There are, however, two subordinate sections, 5 and 7, which are of great importance, or rather have become so through the exertions of the National Anti-Gambling League. By judgments obtained in the King’s Bench Division, and confirmed by the Court of Appeal (Lennox v. Stoddart and Davis v. Stoddart, C.A. 1902—2 K.B.), under sections 1 and 3 of the 1853 Act, the deposit of money for betting is illegal, even though not made direct to the house or place of business of the bookmaker. By these judgments it will be seen that all bookmakers advertising from offices in the United Kingdom and receiving deposits (before the issue of the events betted upon) there or elsewhere, directly or indirectly, are keepers of betting-houses, and their advertisements illegal under section 7; and that the newspaper proprietors admitting these advertisements are also offenders under the same section. This has only recently become clear in law, and still awaits application on a large scale. The same remark applies to the operation of section 5, under which, by the Court of Appeal decisions referred to, all such deposits can be reclaimed for the senders by the special statutory right of the Act; in the words of Lord Justice Matthew, as “a penalty, or mulct in the nature of a penalty, for a violation of the terms of the Act of Parliament.” In many cases considerable sums have already been refunded by the bookmakers, but, while any loophole is left open by doubts as to the application of the Act of 1853 to bookmakers ostensibly giving no address in the United Kingdom, but carrying on business across the Channel, there is something to be said for the policy of not pressing the application of sections 5 and 7 before other lines of the campaign against the professional betting system.

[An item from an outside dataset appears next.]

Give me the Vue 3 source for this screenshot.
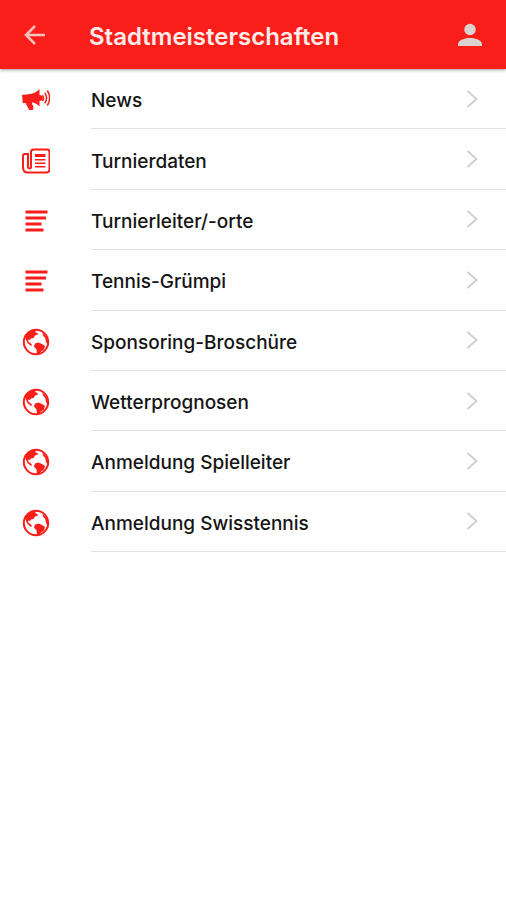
<!-- Menu screen with app bar and a list of sections -->
<template>
  <div class="menu-screen">
    <header class="app-bar">
      <button type="button" class="bar-button" aria-label="Zurück">
        <svg class="icon-back" viewBox="0 0 24 24" aria-hidden="true">
          <path d="M22 12H3.500M12 3L3 12l9 9" />
        </svg>
      </button>
      <h1 class="app-title">Stadtmeisterschaften</h1>
      <button type="button" class="bar-button" aria-label="Profil">
        <svg class="icon-user" viewBox="0 0 24 24" aria-hidden="true">
          <circle cx="12" cy="6.500" r="5.700" />
          <path d="M0 23v-1.500C0 17.300 6 15 12 15s12 2.300 12 6.500V23z" />
        </svg>
      </button>
    </header>

    <nav>
      <ul class="menu-list">
        <li v-for="item in items" :key="item.label">
          <a href="#" class="menu-item">
            <svg class="menu-icon" viewBox="0 0 28 28" aria-hidden="true">
              <g v-if="item.icon === 'news'">
                <path
                  class="fill"
                  d="M0 9L6 8.200C11 8 14.500 6.500 17.500 3v6a3 3 0 0 1 0 6v5.500c-2.500-2.800-5-4-7.500-4.300l.3 2.800 1.200 1-.5 4H7.200L3.500 17H.8z"
                />
                <path class="line" d="M20.500 9.200q2 2.800 0 6" />
                <path class="line" d="M22.800 6.700q3.600 5.300 0 10.600" />
                <path class="line" d="M25.300 4.500q4.700 7.500 0 15" />
              </g>
              <g v-else-if="item.icon === 'paper'">
                <path class="line paper" d="M9 20.500V5q0-2.500 2.500-2.500H25q2.500 0 2.500 2.500v17.500q0 3-3 3H6q-5 0-5-5V9q0-2 2-2h3v12.500q0 2 1.500 2T9 19.500" />
                <path class="line bar" d="M13 8.500h10.500" />
                <path class="line" d="M13 12.700h10.500M13 16.200h10.500M13 19.700h10.500" />
              </g>
              <path v-else-if="item.icon === 'text'" class="line text-lines" d="M3.500 5h22M3.500 11h20.500M3.500 17h16M3.500 23h18" />
              <g v-else>
                <circle class="line globe-ring" cx="14" cy="14" r="12.200" />
                <path
                  class="fill"
                  d="M3 9C5 4.500 9 2 14.500 2.200L13 4l2.500 1 .5 1.500-3 1-1.500 2.500-2.500.5-1 1.500-2-.5.5 2.500 2 1 1.500 2-1 1-3.500-3L4 12z"
                />
                <path class="fill" d="M13 15.500l3.500-1 3.500 1.500 3 2-1 3.500-3.500 2.500-1.500 2.500-2-1-.5-4-2.500-3z" />
                <path class="fill" d="M20.500 4.500l4 4.500 1.500 4v4.500l-2-3.500-.8-4-2.200-2.500z" />
              </g>
            </svg>
            <span class="menu-content">
              <span class="menu-label">{{ item.label }}</span>
              <svg class="chevron" viewBox="0 0 12 20" aria-hidden="true">
                <path d="M1.500 2L10.500 10l-9 8" />
              </svg>
            </span>
          </a>
        </li>
      </ul>
    </nav>
  </div>
</template>

<script setup>
const items = [
  { label: 'News', icon: 'news' },
  { label: 'Turnierdaten', icon: 'paper' },
  { label: 'Turnierleiter/-orte', icon: 'text' },
  { label: 'Tennis-Grümpi', icon: 'text' },
  { label: 'Sponsoring-Broschüre', icon: 'globe' },
  { label: 'Wetterprognosen', icon: 'globe' },
  { label: 'Anmeldung Spielleiter', icon: 'globe' },
  { label: 'Anmeldung Swisstennis', icon: 'globe' }
];
</script>

<style>
body {
  background: #fefefe;
}
</style>

<style scoped>
.menu-screen {
  min-height: 100vh;
  background: #fefefe;
  font-family: Inter, "Liberation Sans", sans-serif;
}

/* App bar */
.app-bar {
  display: flex;
  align-items: center;
  box-sizing: border-box;
  min-height: 69px;
  padding: 0 16px 0 15px;
  background: #f91e19;
  box-shadow: 0 1px 3px rgba(0, 0, 0, 0.4);
}

.bar-button {
  display: flex;
  align-items: center;
  justify-content: center;
  width: 40px;
  height: 40px;
  padding: 0;
  border: 0;
  background: none;
}

.app-title {
  flex: 1;
  margin: 0 0 0 34px;
  padding-top: 4px;
  color: #ffeceb;
  font-size: 24px;
  font-weight: 600;
  line-height: 32px;
}

.icon-back {
  width: 24px;
  height: 24px;
  fill: none;
  stroke: #f9c2bf;
  stroke-width: 2.5;
}

.icon-user {
  width: 24px;
  height: 24px;
  fill: #dad2d0;
}

/* List */
.menu-list {
  display: grid;
  grid-auto-rows: 1fr;
  min-height: 483px;
  margin: 0;
  padding: 0;
  list-style: none;
}

.menu-item {
  display: flex;
  align-items: center;
  height: 100%;
  padding-left: 22px;
  color: #151515;
  text-decoration: none;
}

.menu-icon {
  flex: none;
  width: 28px;
  height: 28px;
  padding-top: 2px;
}

.fill {
  fill: #f91e19;
}

.line {
  fill: none;
  stroke: #f91e19;
  stroke-width: 1.5;
}

.paper {
  stroke-width: 2;
}

.bar {
  stroke-width: 3;
}

.text-lines {
  stroke-width: 3;
}

.globe-ring {
  stroke-width: 2;
}

.menu-content {
  display: flex;
  flex: 1;
  align-items: center;
  justify-content: space-between;
  box-sizing: border-box;
  height: 100%;
  margin-left: 41px;
  padding-right: 28px;
  border-bottom: 1px solid #e2e2e2;
}

.menu-label {
  padding-top: 5px;
  font-size: 19px;
  font-weight: 500;
  line-height: 24px;
}

.chevron {
  width: 12px;
  height: 20px;
  fill: none;
  stroke: #d0d0d0;
  stroke-width: 2;
}
</style>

Although the destructive judgment in Powell v. Kempton Park reduces the public fear of betting in houses or places other than race-course rings to little more than a popular superstition, provided such places are arranged as indicated above, that fear still prevails, and has consequently brought about a regular system of betting almost anywhere and everywhere out of doors, commonly known as street betting. For many years the association formed to combat the general evil has busied itself, inter alia, in getting County and Municipal authorities to pass bye-laws against this street system of betting, and these are now in force in about 150 areas, including many of the principal cities and counties, but the Acts sanctioning these bye-laws (Counties, sec. 16 Local Government Act 1888; Cities, Towns, etc., sec. 23 Municipal Corporations Act 1882) only permitting a maximum fine of £5, without powers of arrest and search, have been found unequal to the evil, so that the fines are merely looked upon by the bookmakers as a tax on profits; and to the despair of the authorities the effect is merely to enhance the police fines by a small share of the profits of the trade. Wealthy bookmakers employ several underlings, and drive round in a trap at stated intervals to receive their takings, never appearing themselves before the magistrates, but merely supplying the fines to their servants. Others surround the exits of places of business of all kinds at the dinner hour, or even collect deposits at the small houses of the workers, during their absence, from their wives; and numbers of them adopt the subtle plan of bribing foremen and forewomen on the business premises to act as their agents by giving them a commission on the profits. Circulars have been published in the Times, received from bookmakers by foremen in the employ of mercantile firms of first class standing, offering 10 per cent commission to influential employees. Convincing evidence was given before the Select Committee of the House of Lords as to the deteriorating effects of the professional betting system upon the character and work of British artisans, and the information subsequently published by the Moseley Commission strongly confirms this in making comparisons with foreign workmen.
SUGGESTED ALTERATIONS IN THE LAW
Betting
Having laid before the reader an account of existing legislation at the commencement of the twentieth century with regard, firstly, to Miscellaneous Gambling, and, secondly, Betting, suggestions shall now be made as to how the law can be amended and made more operative; but as the last of the two items, Betting, is freshest in the mind, the order shall be reversed, and it shall first occupy our consideration.